"It's important, and I think Barry knows that, too," manager Bruce Bochy said on Tuesday after Zito worked the first five innings and threw 83 pitches in a 4-3 loss to D-backs at Salt River Fields. "It's vital that all these guys have some good years for us, the type of years we expect, and that's including 'Z.'"
That Zito hasn't performed as advertised in the first five years of his seven-year, $126 million contract with the Giants is an understatement. He's 43-61 with a 4.55 ERA for the Giants, this precipitous falloff coming after a seven-year 102-63, 3.55 ERA stint with the A's that earned him the big bucks as a free agent.
It all seemed to hit rock bottom in 2010 when Zito slumped that September and was left off the roster of all three postseason series as the Giants won the World Series for the first time since 1954. Matters then became much worse.
Zito was involved in a car accident in Los Angeles last year just as the Giants were about to open the season against the Dodgers at Dodger Stadium. He wore a neck brace to the ballpark, but still made his scheduled start on April 3.
Two weeks later against the D-backs at Chase Field, Zito dived forward to catch a pop bunt by Joe Saunders in front of the mound, spraining his right foot when he came down awkwardly. The injury placed him on the disabled list for the first time in his career. Not only did it end his personal streak of 356 regular-season starts without having missed one because of an injury, but it opened the door for Vogelsong, who was called up from the Minors to replace him in the rotation.
Vogelsong became an All-Star, and when Zito returned he ultimately reinjured the foot. Win or loss, good numbers or bad, Zito always was durable. Now he didn't have that. He started nine games last year and appeared in 13.
"I'm sure there was way worse that could have happened," Zito said about 2011. "I'm still alive. I still have my family. It's not a doomsday scenario."
Still, make no mistake about it: It was a very tough period for Zito, a highly intelligent player.
"Yeah, it was," he said. "I've dealt with that whole thing. That's why I'm here today and I'm a better man for it. You never expect to get hurt, especially being so durable for such a long time. You just adjust. You get back on your rehab. You get back on the horse and keep working hard every day at the yard."
Zito knows there's nothing that can be done about the past, but he does have control of his immediate future. The way the contract is structured, both parties are now at the top end of the pay scale. The Giants still owe him $46 million guaranteed over the course of the next three seasons: $19 million this year and $20 million next year. They have a $22 million option for 2015 with a $7 million buyout. There's not much doubt at this point which way that will go.
Still, Zito is working hard at it. He said he spent the winter working on the plane of his pitches and a delivery that comes more over the top, dropping the ball lower in the strike zone. Zito's fastball recently hasn't been much faster than 87-89 mph, and when his breaking pitches flatten out, plus sit up in the zone, he gets pounded, as his 1.41 WHIP during the San Francisco years attest.

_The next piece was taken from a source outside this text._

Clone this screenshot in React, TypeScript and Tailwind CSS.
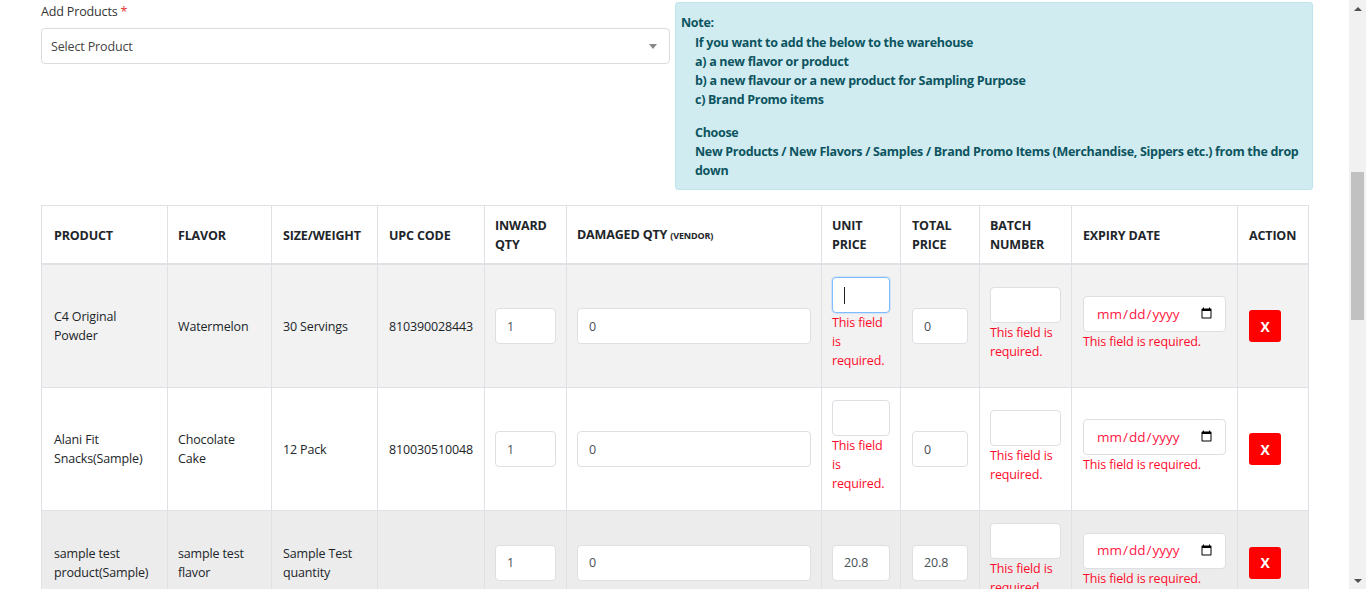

Zito always had the mindset that he was the best. Among the A's group that included Mark Mulder and Tim Hudson, he was the Cy Young Award winner and top dog. When he moved across the Bay to San Francisco in 2007, he said he would protect the back of Barry Bonds as the left-handed slugger plodded toward and eventually broke Hank Aaron's all-time home run record. And when he was eclipsed by Lincecum, he maintained he would work his butt off to try to gain back the status of No. 1 in the rotation.
With his head on straight, Zito has the chance to be there again. He's just decided to take a very different approach. He realizes there's a real possibility for him to make an impact in San Francisco this season and that he has at least 46 million reasons to succeed.
"It doesn't do me much good to wrap my head around it," he said. "So what I focus on is, 'What are my duties today?' I've got my routine every day when I come to the yard. Coaches make the rest of the decisions. So it really doesn't benefit me to shoot for this or do that or whatever. If I dominate my responsibilities every day things are going to be all right."